I want to update my recent lengthy review of various travel strollers. At the time, I thought my Chicco full-size, yet umbrella-style stroller was pretty good. Since then, however, it has become a useless piece of junk: the rear wheel fell off. Plus, it had the nerve to do so in a torrential downpour, while my daughter was sleeping in it, getting sopped (so I couldn't take the time to go hunting for the lost wheel). Now I have to go buy a whole new stroller, after just 8 months of use. I hate it. I don't recommend it after all.

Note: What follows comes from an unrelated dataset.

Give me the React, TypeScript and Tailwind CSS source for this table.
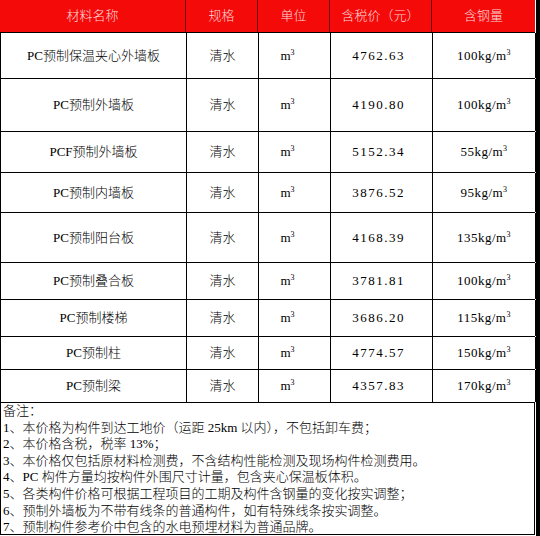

We bought Combi Savvy Z stroller when we travelled to London with our 6 months old. Since then it has become the only stroller that we ever use (except for the baby jogger for those off road excurtions). Savvy Z is light, folds easily and comes with a very convenient shoulder strap for carrying hands-free. These were crucial and well appreciated characteristics as wheelchair/stroller access remains a problem on public transport and in city access generally.Ours is an older model which has a limited seat reclining capability but it has not stopped our daughter from napping in reasonable comfort. The latest model allows the seat to be reclined flat and it has better seat padding. However it seemed to have a little more bulk overall. Another stroller to look out for may be an Aprica model, which I cannot recall the specific product name but which I understand has one-hand folding mechanism and which can be wheeled along in folded position. It also has an optional shoulder strap.

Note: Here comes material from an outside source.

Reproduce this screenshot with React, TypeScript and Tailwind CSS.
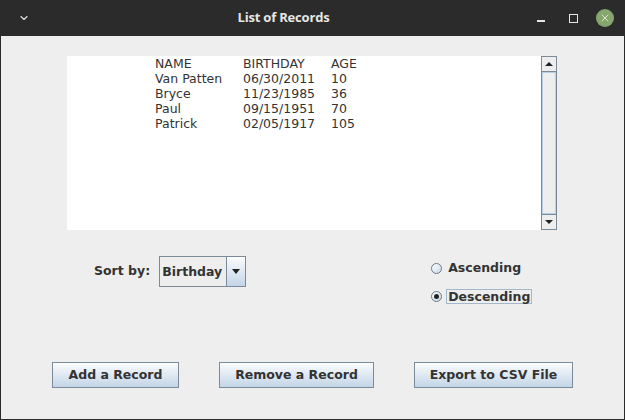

An additional recommendation regarding travel with children: British Airways has began providing child flight seats by Britax, the car seat manufacturer, from August. We are flying with them to UK and were told that age appropriate seats will be available on request, providing the child has its own seat. A very good news for parents indeed. John

My wife, daughter, and I traveled for 8+ months in Asia and Europe with a Combi Savvy Z and then lived in Paris for 3 months with the same stroller a year later. It is a very durable stroller (we loaded it down with camera bag and diaper bag as well as a 6 month-who-became-two years-old girl) and I recall it was narrow enough to fit through the Paris Metro gates, although carrying it up and down the stairs was a workout. Mostly because my daughter was typically sleeping in it at the time. Wheels are small, but it did OK on rough/cobblestone streets. However, do not get same wheels jammed under the lip on the side of the Metro esclators as it can be the end of that wheel -- alas, it was for ours. The only reason we didn't get another one was because (1) you can't find Combis in France, and (2) now we need a double. John

My dad got my daughter a Graco umbrella stroller when she was one for about 30 dollars. It took her on 6 trips across the country (loaded with carry on baby etc.), two trips to Spain, 1 trip to England, two trips to Mexico, and everything in between (cobblestones, in and out of the metro, planes, trains, shopping trips loaded with groceries) plus daily use at home. She is now four and she walks most of the time so we retired it. The one extra feature I appreciated was the fold over sunshade...but I think we got our money's worth!! Cristina

We took our daughter to Paris when she was 2 years old and used a sturdy metal umbrella stroller from Britain (Mothercare -- you can't buy them here, but they are similar to the most inexpensive McLarens, in fact they are basically cheaper chain-store equivalents). We have found that stroller very reliable under the roughest treatment. It is true that Paris is very stroller-unfriendly, but we managed fine with that stroller -- we would just bump it up and down the steps in the metro stations. To deal with the turnstile problem, one of us would go through the turnstile with a ticket and then go round to the adjacent exit door for passengers leaving the platforms and open it so the other could push the stroller through. I would definitely recommend such a stroller. They are built for those sorts of conditions. Hannah

I'd like to put in a vote for the Sit N Stroll (see Sit N Stroll for full review.) --Kris

I'd recommend a backpack (for up to age 3) or sling (for infants-age2) for travelling. You never have to fold it up to get through the public transit system or up+down stairs, and it's perfect for letting them wake or sleep at will. Granted, I have a twenty-year habit of carrying heavy bookpacks everywhere, so maybe the load was not as much of an issue as it would be for someone who would be starting without that habit. Joyce

I would also recommend the Combi Savvy stroller.. another advice/recommendation that has been going around. It weathered well through airports, underground subways, lots of strolling on cobble stone streets and general wear in tear in being placed in the luggage bins, or being checked in. It was also a comfortable place for my son to hang out in. A little bit of home when he was insecure with his environment.